Goal:
Leave out the images; return the rest of the data exactly.

===== Working data =====

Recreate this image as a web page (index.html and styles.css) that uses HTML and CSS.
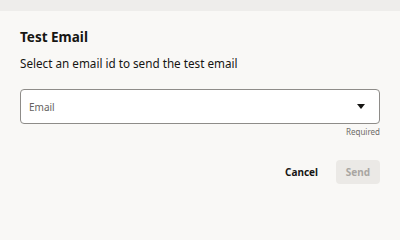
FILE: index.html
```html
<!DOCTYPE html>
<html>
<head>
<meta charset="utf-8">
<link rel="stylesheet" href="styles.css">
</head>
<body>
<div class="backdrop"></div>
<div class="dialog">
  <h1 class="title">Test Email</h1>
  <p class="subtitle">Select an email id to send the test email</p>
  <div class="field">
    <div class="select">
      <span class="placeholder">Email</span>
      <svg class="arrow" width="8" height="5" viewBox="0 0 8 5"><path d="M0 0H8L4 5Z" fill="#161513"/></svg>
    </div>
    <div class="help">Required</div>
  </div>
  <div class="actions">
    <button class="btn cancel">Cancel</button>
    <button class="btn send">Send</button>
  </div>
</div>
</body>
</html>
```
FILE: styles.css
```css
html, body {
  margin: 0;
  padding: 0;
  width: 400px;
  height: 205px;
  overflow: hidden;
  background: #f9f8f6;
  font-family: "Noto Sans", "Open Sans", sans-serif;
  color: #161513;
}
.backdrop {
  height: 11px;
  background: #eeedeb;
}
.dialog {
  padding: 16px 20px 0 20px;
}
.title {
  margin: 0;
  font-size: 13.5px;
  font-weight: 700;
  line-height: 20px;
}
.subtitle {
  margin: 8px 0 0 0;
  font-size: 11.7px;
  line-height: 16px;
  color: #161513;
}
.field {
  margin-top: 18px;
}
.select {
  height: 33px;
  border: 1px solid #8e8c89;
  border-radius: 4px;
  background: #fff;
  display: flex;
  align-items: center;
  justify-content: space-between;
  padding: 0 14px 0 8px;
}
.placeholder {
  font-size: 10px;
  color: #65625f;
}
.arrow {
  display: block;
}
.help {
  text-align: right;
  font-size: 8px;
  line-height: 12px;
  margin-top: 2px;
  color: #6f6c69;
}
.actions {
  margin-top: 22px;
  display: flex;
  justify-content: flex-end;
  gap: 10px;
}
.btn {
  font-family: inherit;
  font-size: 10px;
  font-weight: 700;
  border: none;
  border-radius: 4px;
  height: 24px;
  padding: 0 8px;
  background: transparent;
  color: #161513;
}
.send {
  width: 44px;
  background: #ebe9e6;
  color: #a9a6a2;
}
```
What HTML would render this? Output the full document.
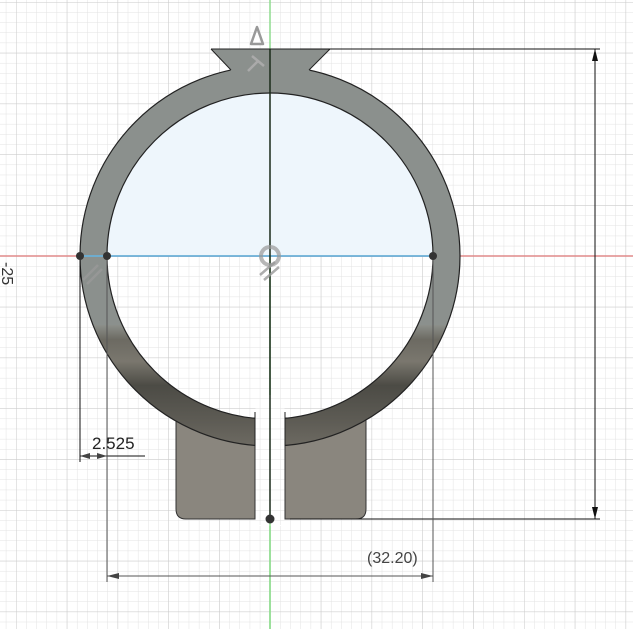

=====

Output for this exercise:
Recreate this image as a web page (index.html and styles.css) that uses HTML and CSS.
FILE: index.html
```html
<!DOCTYPE html>
<html>
<head>
<meta charset="utf-8">
<link rel="stylesheet" href="styles.css">
</head>
<body>
<div class="backdrop"></div>
<div class="dialog">
  <h1 class="title">Test Email</h1>
  <p class="subtitle">Select an email id to send the test email</p>
  <div class="field">
    <div class="select">
      <span class="placeholder">Email</span>
      <svg class="arrow" width="8" height="5" viewBox="0 0 8 5"><path d="M0 0H8L4 5Z" fill="#161513"/></svg>
    </div>
    <div class="help">Required</div>
  </div>
  <div class="actions">
    <button class="btn cancel">Cancel</button>
    <button class="btn send">Send</button>
  </div>
</div>
</body>
</html>
```
FILE: styles.css
```css
html, body {
  margin: 0;
  padding: 0;
  width: 400px;
  height: 205px;
  overflow: hidden;
  background: #f9f8f6;
  font-family: "Noto Sans", "Open Sans", sans-serif;
  color: #161513;
}
.backdrop {
  height: 11px;
  background: #eeedeb;
}
.dialog {
  padding: 16px 20px 0 20px;
}
.title {
  margin: 0;
  font-size: 13.5px;
  font-weight: 700;
  line-height: 20px;
}
.subtitle {
  margin: 8px 0 0 0;
  font-size: 11.7px;
  line-height: 16px;
  color: #161513;
}
.field {
  margin-top: 18px;
}
.select {
  height: 33px;
  border: 1px solid #8e8c89;
  border-radius: 4px;
  background: #fff;
  display: flex;
  align-items: center;
  justify-content: space-between;
  padding: 0 14px 0 8px;
}
.placeholder {
  font-size: 10px;
  color: #65625f;
}
.arrow {
  display: block;
}
.help {
  text-align: right;
  font-size: 8px;
  line-height: 12px;
  margin-top: 2px;
  color: #6f6c69;
}
.actions {
  margin-top: 22px;
  display: flex;
  justify-content: flex-end;
  gap: 10px;
}
.btn {
  font-family: inherit;
  font-size: 10px;
  font-weight: 700;
  border: none;
  border-radius: 4px;
  height: 24px;
  padding: 0 8px;
  background: transparent;
  color: #161513;
}
.send {
  width: 44px;
  background: #ebe9e6;
  color: #a9a6a2;
}
```
What HTML would render this? Output the full document.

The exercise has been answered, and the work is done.